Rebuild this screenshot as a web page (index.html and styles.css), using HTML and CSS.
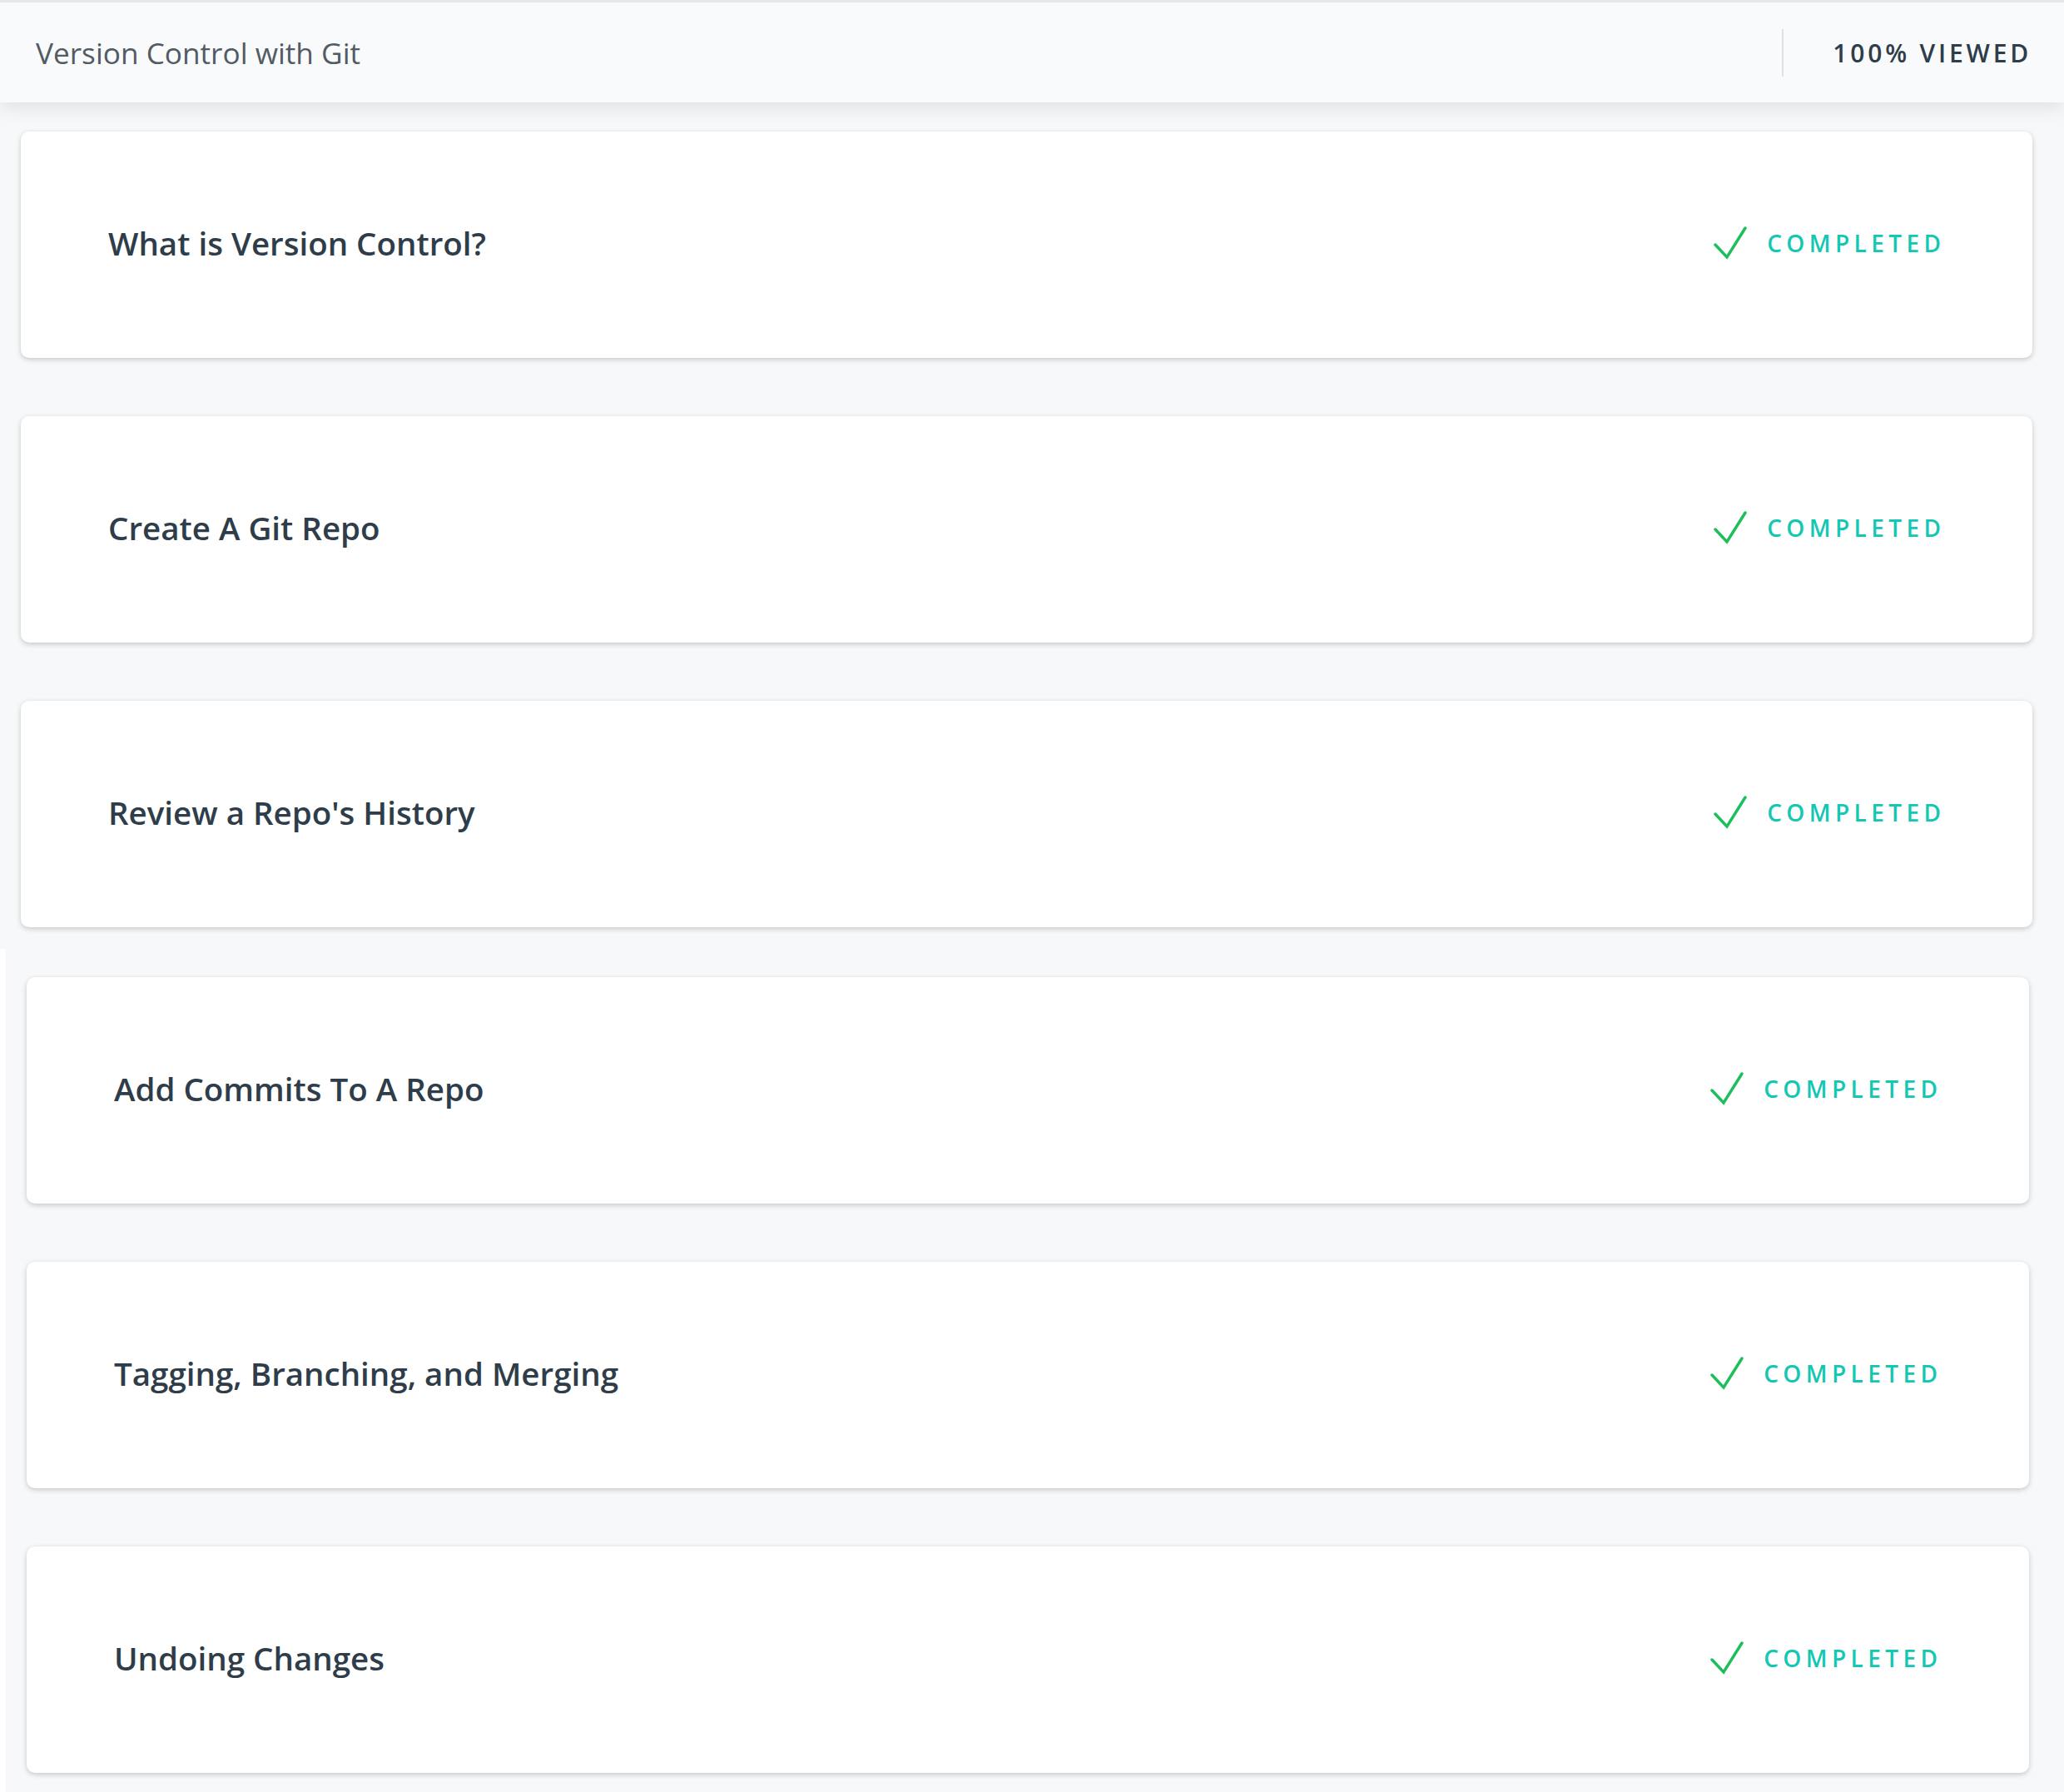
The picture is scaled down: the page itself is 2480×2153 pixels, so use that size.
FILE: index.html
```html
<!DOCTYPE html>
<html lang="en">
<head>
<meta charset="utf-8">
<title>Version Control with Git</title>
<link rel="stylesheet" href="styles.css">
</head>
<body>
<header class="lesson-header">
  <h1 class="lesson-title">Version Control with Git</h1>
  <div class="lesson-progress">
    <span class="divider"></span>
    <span class="viewed">100% Viewed</span>
  </div>
</header>
<main>
  <section class="concepts concepts-upper">
    <div class="card">
      <h2 class="card-title">What is Version Control?</h2>
      <div class="status"><svg class="check" viewBox="0 0 40 40"><polyline points="2,22 16,37 38,2"/></svg><span>Completed</span></div>
    </div>
    <div class="card">
      <h2 class="card-title">Create A Git Repo</h2>
      <div class="status"><svg class="check" viewBox="0 0 40 40"><polyline points="2,22 16,37 38,2"/></svg><span>Completed</span></div>
    </div>
    <div class="card">
      <h2 class="card-title">Review a Repo's History</h2>
      <div class="status"><svg class="check" viewBox="0 0 40 40"><polyline points="2,22 16,37 38,2"/></svg><span>Completed</span></div>
    </div>
  </section>
  <section class="concepts concepts-lower">
    <div class="card">
      <h2 class="card-title">Add Commits To A Repo</h2>
      <div class="status"><svg class="check" viewBox="0 0 40 40"><polyline points="2,22 16,37 38,2"/></svg><span>Completed</span></div>
    </div>
    <div class="card">
      <h2 class="card-title">Tagging, Branching, and Merging</h2>
      <div class="status"><svg class="check" viewBox="0 0 40 40"><polyline points="2,22 16,37 38,2"/></svg><span>Completed</span></div>
    </div>
    <div class="card">
      <h2 class="card-title">Undoing Changes</h2>
      <div class="status"><svg class="check" viewBox="0 0 40 40"><polyline points="2,22 16,37 38,2"/></svg><span>Completed</span></div>
    </div>
  </section>
</main>
</body>
</html>
```
FILE: styles.css
```css
html, body {
  margin: 0;
  padding: 0;
  background: #ffffff;
  font-family: "Open Sans", "Noto Sans", "Liberation Sans", sans-serif;
}

.lesson-header {
  position: relative;
  z-index: 2;
  box-sizing: border-box;
  height: 123px;
  border-top: 3px solid #e4e7eb;
  background: #f9fafc;
  display: flex;
  align-items: center;
  justify-content: space-between;
  padding: 0 43px 0 43px;
  box-shadow: 0 6px 22px rgba(0, 0, 0, 0.10);
}

.lesson-title {
  margin: 0;
  font-size: 35.2px;
  font-weight: 400;
  color: #525b64;
}

.lesson-progress {
  display: flex;
  align-items: center;
  gap: 59px;
}

.divider {
  display: block;
  width: 2px;
  height: 57px;
  background: #dde1e5;
}

.viewed {
  font-size: 30px;
  font-weight: 600;
  color: #2e3d49;
  letter-spacing: 3.8px;
  text-transform: uppercase;
  margin-right: -4px;
}

.concepts {
  display: flex;
  flex-direction: column;
  gap: 70px;
  background: #f7f8fa;
}

.concepts-upper {
  padding: 35px 38px 26px 25px;
}

.concepts-lower {
  margin-left: 7px;
  padding: 34px 42px 26px 25px;
}

.card {
  box-sizing: border-box;
  height: 272px;
  background: #ffffff;
  border-radius: 10px;
  box-shadow: 0 2px 6px rgba(0, 0, 0, 0.2);
  display: flex;
  align-items: center;
  justify-content: space-between;
  padding: 0 110px 4px 105px;
}

.card-title {
  margin: 0;
  font-size: 38.5px;
  font-weight: 600;
  color: #2e3d49;
}

.status {
  display: flex;
  align-items: center;
  gap: 24px;
  color: #13c7b3;
  font-size: 28px;
  font-weight: 600;
  letter-spacing: 5.4px;
  text-transform: uppercase;
}

.status span {
  margin-right: -5.4px;
}

.check {
  width: 40px;
  height: 40px;
  fill: none;
  stroke: #1dbf5c;
  stroke-width: 3.5;
  stroke-linecap: round;
  stroke-linejoin: miter;
}
```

| Directive |
Every line above should be returned exactly; the pictures stay out.

| Exercise answer |
Rebuild this screenshot as a web page (index.html and styles.css), using HTML and CSS.
The picture is scaled down: the page itself is 2480×2153 pixels, so use that size.
FILE: index.html
```html
<!DOCTYPE html>
<html lang="en">
<head>
<meta charset="utf-8">
<title>Version Control with Git</title>
<link rel="stylesheet" href="styles.css">
</head>
<body>
<header class="lesson-header">
  <h1 class="lesson-title">Version Control with Git</h1>
  <div class="lesson-progress">
    <span class="divider"></span>
    <span class="viewed">100% Viewed</span>
  </div>
</header>
<main>
  <section class="concepts concepts-upper">
    <div class="card">
      <h2 class="card-title">What is Version Control?</h2>
      <div class="status"><svg class="check" viewBox="0 0 40 40"><polyline points="2,22 16,37 38,2"/></svg><span>Completed</span></div>
    </div>
    <div class="card">
      <h2 class="card-title">Create A Git Repo</h2>
      <div class="status"><svg class="check" viewBox="0 0 40 40"><polyline points="2,22 16,37 38,2"/></svg><span>Completed</span></div>
    </div>
    <div class="card">
      <h2 class="card-title">Review a Repo's History</h2>
      <div class="status"><svg class="check" viewBox="0 0 40 40"><polyline points="2,22 16,37 38,2"/></svg><span>Completed</span></div>
    </div>
  </section>
  <section class="concepts concepts-lower">
    <div class="card">
      <h2 class="card-title">Add Commits To A Repo</h2>
      <div class="status"><svg class="check" viewBox="0 0 40 40"><polyline points="2,22 16,37 38,2"/></svg><span>Completed</span></div>
    </div>
    <div class="card">
      <h2 class="card-title">Tagging, Branching, and Merging</h2>
      <div class="status"><svg class="check" viewBox="0 0 40 40"><polyline points="2,22 16,37 38,2"/></svg><span>Completed</span></div>
    </div>
    <div class="card">
      <h2 class="card-title">Undoing Changes</h2>
      <div class="status"><svg class="check" viewBox="0 0 40 40"><polyline points="2,22 16,37 38,2"/></svg><span>Completed</span></div>
    </div>
  </section>
</main>
</body>
</html>
```
FILE: styles.css
```css
html, body {
  margin: 0;
  padding: 0;
  background: #ffffff;
  font-family: "Open Sans", "Noto Sans", "Liberation Sans", sans-serif;
}

.lesson-header {
  position: relative;
  z-index: 2;
  box-sizing: border-box;
  height: 123px;
  border-top: 3px solid #e4e7eb;
  background: #f9fafc;
  display: flex;
  align-items: center;
  justify-content: space-between;
  padding: 0 43px 0 43px;
  box-shadow: 0 6px 22px rgba(0, 0, 0, 0.10);
}

.lesson-title {
  margin: 0;
  font-size: 35.2px;
  font-weight: 400;
  color: #525b64;
}

.lesson-progress {
  display: flex;
  align-items: center;
  gap: 59px;
}

.divider {
  display: block;
  width: 2px;
  height: 57px;
  background: #dde1e5;
}

.viewed {
  font-size: 30px;
  font-weight: 600;
  color: #2e3d49;
  letter-spacing: 3.8px;
  text-transform: uppercase;
  margin-right: -4px;
}

.concepts {
  display: flex;
  flex-direction: column;
  gap: 70px;
  background: #f7f8fa;
}

.concepts-upper {
  padding: 35px 38px 26px 25px;
}

.concepts-lower {
  margin-left: 7px;
  padding: 34px 42px 26px 25px;
}

.card {
  box-sizing: border-box;
  height: 272px;
  background: #ffffff;
  border-radius: 10px;
  box-shadow: 0 2px 6px rgba(0, 0, 0, 0.2);
  display: flex;
  align-items: center;
  justify-content: space-between;
  padding: 0 110px 4px 105px;
}

.card-title {
  margin: 0;
  font-size: 38.5px;
  font-weight: 600;
  color: #2e3d49;
}

.status {
  display: flex;
  align-items: center;
  gap: 24px;
  color: #13c7b3;
  font-size: 28px;
  font-weight: 600;
  letter-spacing: 5.4px;
  text-transform: uppercase;
}

.status span {
  margin-right: -5.4px;
}

.check {
  width: 40px;
  height: 40px;
  fill: none;
  stroke: #1dbf5c;
  stroke-width: 3.5;
  stroke-linecap: round;
  stroke-linejoin: miter;
}
```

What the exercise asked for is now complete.